Last week I got a real, scary taste of motherhood. Before the rumors start circulating, No, I’m not pregnant (unlike everyone else and their mom who seems to have drank the same baby-making water). Go ahead and call me crazy cat lady, but my scary taste of motherhood has to do with being a kitty mama. Let’s be real, Finn is my baby. I can already picture my sister reading this and rolling her eyes or faking a “puke in my hands” sort of motion- but really, he is! We adopted him a year and a half ago and he instantly became a big part of our little family. He cuddles with me when Chris is busy at work, he greets me at the door (he’s part dog), he brings joy when his tail gets all puffy because I caught him off guard when I came around the corner, or the way he chases his favorite purple ball and meows when he wants to be picked up- he’s my little furr baby!

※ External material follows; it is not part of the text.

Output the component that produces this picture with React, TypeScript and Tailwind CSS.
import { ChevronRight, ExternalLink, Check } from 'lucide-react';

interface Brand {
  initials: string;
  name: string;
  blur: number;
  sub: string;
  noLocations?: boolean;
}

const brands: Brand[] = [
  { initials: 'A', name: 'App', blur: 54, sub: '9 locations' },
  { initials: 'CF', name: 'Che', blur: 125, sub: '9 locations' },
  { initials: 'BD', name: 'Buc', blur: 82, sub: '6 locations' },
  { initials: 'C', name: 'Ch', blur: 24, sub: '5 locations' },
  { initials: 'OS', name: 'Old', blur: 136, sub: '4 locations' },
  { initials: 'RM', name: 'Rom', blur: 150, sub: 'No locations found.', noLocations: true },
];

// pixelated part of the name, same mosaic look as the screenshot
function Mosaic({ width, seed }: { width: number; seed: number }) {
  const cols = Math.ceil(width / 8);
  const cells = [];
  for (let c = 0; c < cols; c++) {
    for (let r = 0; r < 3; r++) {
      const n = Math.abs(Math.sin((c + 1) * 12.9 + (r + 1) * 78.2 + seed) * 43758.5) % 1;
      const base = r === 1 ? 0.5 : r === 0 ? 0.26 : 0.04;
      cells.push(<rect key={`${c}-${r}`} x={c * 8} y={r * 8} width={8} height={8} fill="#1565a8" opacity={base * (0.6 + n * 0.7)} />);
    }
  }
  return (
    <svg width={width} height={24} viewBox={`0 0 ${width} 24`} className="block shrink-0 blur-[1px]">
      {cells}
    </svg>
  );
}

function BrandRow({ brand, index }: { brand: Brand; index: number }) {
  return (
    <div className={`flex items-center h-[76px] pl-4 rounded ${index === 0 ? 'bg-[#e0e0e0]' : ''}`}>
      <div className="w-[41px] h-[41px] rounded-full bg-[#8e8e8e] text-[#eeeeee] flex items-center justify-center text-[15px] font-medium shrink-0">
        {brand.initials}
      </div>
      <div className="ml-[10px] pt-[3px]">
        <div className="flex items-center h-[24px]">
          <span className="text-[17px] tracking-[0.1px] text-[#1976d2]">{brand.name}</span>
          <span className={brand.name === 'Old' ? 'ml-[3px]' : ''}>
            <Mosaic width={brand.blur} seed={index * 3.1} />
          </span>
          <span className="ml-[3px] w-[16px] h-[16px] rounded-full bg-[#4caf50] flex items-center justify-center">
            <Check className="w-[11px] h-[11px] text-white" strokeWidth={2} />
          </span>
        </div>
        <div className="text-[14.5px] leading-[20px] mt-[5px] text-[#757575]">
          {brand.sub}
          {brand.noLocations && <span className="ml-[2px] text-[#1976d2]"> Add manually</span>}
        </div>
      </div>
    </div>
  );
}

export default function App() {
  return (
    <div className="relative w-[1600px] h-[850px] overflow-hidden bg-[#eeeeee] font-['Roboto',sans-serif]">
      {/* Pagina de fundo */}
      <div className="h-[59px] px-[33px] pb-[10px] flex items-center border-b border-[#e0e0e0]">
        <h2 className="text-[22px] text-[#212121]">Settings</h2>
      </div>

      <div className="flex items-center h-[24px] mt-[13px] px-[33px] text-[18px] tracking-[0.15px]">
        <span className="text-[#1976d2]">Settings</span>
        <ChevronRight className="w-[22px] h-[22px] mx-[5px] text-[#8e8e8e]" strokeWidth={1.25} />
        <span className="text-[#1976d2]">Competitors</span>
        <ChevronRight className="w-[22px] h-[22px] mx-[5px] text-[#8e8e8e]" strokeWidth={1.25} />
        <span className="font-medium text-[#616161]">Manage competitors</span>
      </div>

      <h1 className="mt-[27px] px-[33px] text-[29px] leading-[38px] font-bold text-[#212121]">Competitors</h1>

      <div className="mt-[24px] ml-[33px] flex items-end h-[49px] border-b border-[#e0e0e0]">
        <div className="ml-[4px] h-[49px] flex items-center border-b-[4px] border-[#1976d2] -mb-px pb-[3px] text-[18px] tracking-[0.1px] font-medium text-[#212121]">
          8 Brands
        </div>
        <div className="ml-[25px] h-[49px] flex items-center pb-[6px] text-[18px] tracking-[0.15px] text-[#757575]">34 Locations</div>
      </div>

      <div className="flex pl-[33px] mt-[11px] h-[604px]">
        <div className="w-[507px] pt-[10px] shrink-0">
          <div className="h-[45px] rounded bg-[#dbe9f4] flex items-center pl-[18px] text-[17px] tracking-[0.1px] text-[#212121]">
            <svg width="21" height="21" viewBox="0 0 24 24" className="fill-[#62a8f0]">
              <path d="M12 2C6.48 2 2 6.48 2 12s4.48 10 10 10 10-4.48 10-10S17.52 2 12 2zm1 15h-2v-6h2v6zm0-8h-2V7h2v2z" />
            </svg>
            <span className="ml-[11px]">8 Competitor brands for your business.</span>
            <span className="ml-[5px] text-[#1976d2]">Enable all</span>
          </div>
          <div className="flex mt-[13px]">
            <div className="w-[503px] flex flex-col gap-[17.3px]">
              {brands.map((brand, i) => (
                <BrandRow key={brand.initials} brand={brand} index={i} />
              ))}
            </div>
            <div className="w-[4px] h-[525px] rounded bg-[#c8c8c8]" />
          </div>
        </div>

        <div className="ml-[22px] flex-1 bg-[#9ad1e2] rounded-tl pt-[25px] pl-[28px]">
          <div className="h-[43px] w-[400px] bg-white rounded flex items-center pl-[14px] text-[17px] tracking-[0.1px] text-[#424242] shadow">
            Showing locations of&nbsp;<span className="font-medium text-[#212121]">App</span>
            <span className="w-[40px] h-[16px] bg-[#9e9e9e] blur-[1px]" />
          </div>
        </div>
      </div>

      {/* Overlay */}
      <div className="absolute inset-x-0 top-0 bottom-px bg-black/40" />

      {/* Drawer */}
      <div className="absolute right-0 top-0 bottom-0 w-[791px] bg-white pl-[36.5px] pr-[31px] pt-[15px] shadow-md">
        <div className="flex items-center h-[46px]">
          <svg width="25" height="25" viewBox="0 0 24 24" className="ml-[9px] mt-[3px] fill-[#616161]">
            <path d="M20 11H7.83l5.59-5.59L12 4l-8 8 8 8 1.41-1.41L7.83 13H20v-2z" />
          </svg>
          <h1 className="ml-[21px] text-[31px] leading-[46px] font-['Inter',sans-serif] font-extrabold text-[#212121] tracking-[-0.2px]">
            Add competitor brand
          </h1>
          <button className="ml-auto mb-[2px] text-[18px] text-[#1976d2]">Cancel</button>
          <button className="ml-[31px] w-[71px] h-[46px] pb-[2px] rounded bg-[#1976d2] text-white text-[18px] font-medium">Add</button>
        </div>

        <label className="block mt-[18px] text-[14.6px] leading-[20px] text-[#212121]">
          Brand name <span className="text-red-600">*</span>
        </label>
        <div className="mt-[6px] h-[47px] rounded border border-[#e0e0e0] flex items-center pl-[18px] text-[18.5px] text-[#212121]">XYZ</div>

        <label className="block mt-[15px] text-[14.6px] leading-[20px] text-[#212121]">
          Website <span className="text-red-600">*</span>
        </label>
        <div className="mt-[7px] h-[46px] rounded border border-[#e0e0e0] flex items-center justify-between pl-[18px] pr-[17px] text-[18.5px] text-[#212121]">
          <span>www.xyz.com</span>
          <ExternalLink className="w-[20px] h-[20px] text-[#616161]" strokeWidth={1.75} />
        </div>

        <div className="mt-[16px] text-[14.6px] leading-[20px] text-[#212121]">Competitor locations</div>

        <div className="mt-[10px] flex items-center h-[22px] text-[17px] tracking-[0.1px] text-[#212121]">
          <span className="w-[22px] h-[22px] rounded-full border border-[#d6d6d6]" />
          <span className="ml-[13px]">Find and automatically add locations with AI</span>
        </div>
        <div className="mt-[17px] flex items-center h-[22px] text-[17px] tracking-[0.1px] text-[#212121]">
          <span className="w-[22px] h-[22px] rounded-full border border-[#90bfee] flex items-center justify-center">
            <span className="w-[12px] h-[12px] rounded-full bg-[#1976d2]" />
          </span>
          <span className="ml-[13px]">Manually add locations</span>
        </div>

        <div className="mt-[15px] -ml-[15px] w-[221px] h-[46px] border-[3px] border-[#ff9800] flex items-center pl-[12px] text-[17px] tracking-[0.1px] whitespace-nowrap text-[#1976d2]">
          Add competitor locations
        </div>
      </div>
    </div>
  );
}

Coming home from bible study last Wednesday with no greeting at the door, and walking in to find him in his bed unable to fully open his eyes or walk without slumping over- I knew something was wrong and I was terrified. Having just taken him into the vet earlier that day noticing that he was walking a little funny and having been told that it was just an injury from playing too hard (don’t even get me started on the misdiagnosis that plays into this whole scenario), I was completely caught off guard as this shouldn’t have been happening. Chris walked in the door just a few minutes later (praise God) and found me holding our limp kitty with eyes that couldn’t focus and legs that couldn’t support him. Trying not to panic, we loaded him into the car and rushed off to the Animal Hospital.
The vet quickly went into “go mode” telling us that he had a urinary blockage and if he didn’t act fast and determine how bad the situation was, it could become quite serious. Suddenly I was handed a document with words like “do not resuscitate” or “take any action required” and as soon as it landed in my hand, Chris snatched it out of my hand because he knew I could not handle this. Tears instantly poured down my face, okay that’s an understatement- I went into sloppy tears and quick, short breath cry-mode, with a very sad attempt to keep it together, as I faced the unfortunate reality that there was a chance I might be going home without a kitty.
Getting home at midnight and waiting anxiously for the vet to call and give us good news, I jokingly said to Chris, “welp, looks like we’re never having kids.” I was a hot mess. When the phone rang an hour and a half later, we took a deep breath and prepared ourselves for who knows what news we were about to receive. As soon as the words “everything went really well” and “this is the best scenario that it could be” came out of the vet’s mouth, tears of joy ran down my cheeks and peace overwhelmed my anxious heart.
Praise the Lord I can say that God provided for us, and with much thanks to the amazing ER doctor, he saved our kitty. After staying in the hospital for a few days with a catheter and IV, the staff treated his infection and got him ready to go home with us. Now having him home for a few days and watching him recover and return to his peppy, loving self, still with a bit of crazy cat mom worries and “is he okay Chris?” moments, I am so so thankful for the Lord’s goodness and faithfulness in this situation.
I cannot believe how much I learned in the past 7 days. Not only did I realize how much I love this little creature, but it gave me an insanely real taste for motherhood and a brand new appreciation for parents. I mean shoot, I can’t even imagine how much of a mess I would be had this been my child?! Although I was joking when I said, “and now we’re never having kids” – there’s an element of truth that exists in that statement because if I’m being super honest- being a mom terrifies me. Lord willing, I feel like being a mom is part of my future, but it is going to take an army of prayer warriors, and a giant leap of faith and increase in trust in the Lord to make me ready.
I am a born and raised worry wart- I struggle with anxiety, I struggle with giving my fears to the Lord- it’s something I work on daily, have learned a TON about, but still need to constantly give over to the Lord. I have learned time and time again that His faithfulness is evident in even the most seemingly insignificant situations; but, I still need to be continually reminded that with every step of my life, whether with kitties or kiddies, my trust MUST be placed in Him in order for me to move forward.
Although this situation was terrifying, and I don’t care to repeat it, I can wholly say that God’s word is true when it says that He uses every situation for our good. I’ve mentioned to a few people, usually somewhat kidding, that Finn is good prep for having kids someday; but really, there is no joke about it. Raising this kitty, loving him through his issues as a kitten and this health scare, I have already learned so much about what is going to be required of me when I become a mother. I am so so thankful that God uses even the most obscure situations to teach us, to shape us, to transform us, and to love us into trusting Him more and more.
God is so good. He really does deserve so much praise- so thank you Lord for loving me, for saving me, and for my sweet sweet kitty!
Praying that wherever you’re at, whether you’ve got a crazy situation on your hands or you’re resting peacefully in the goodness that God has given you, that you can give him more and more of your Trust. He’s so good- He deserves it.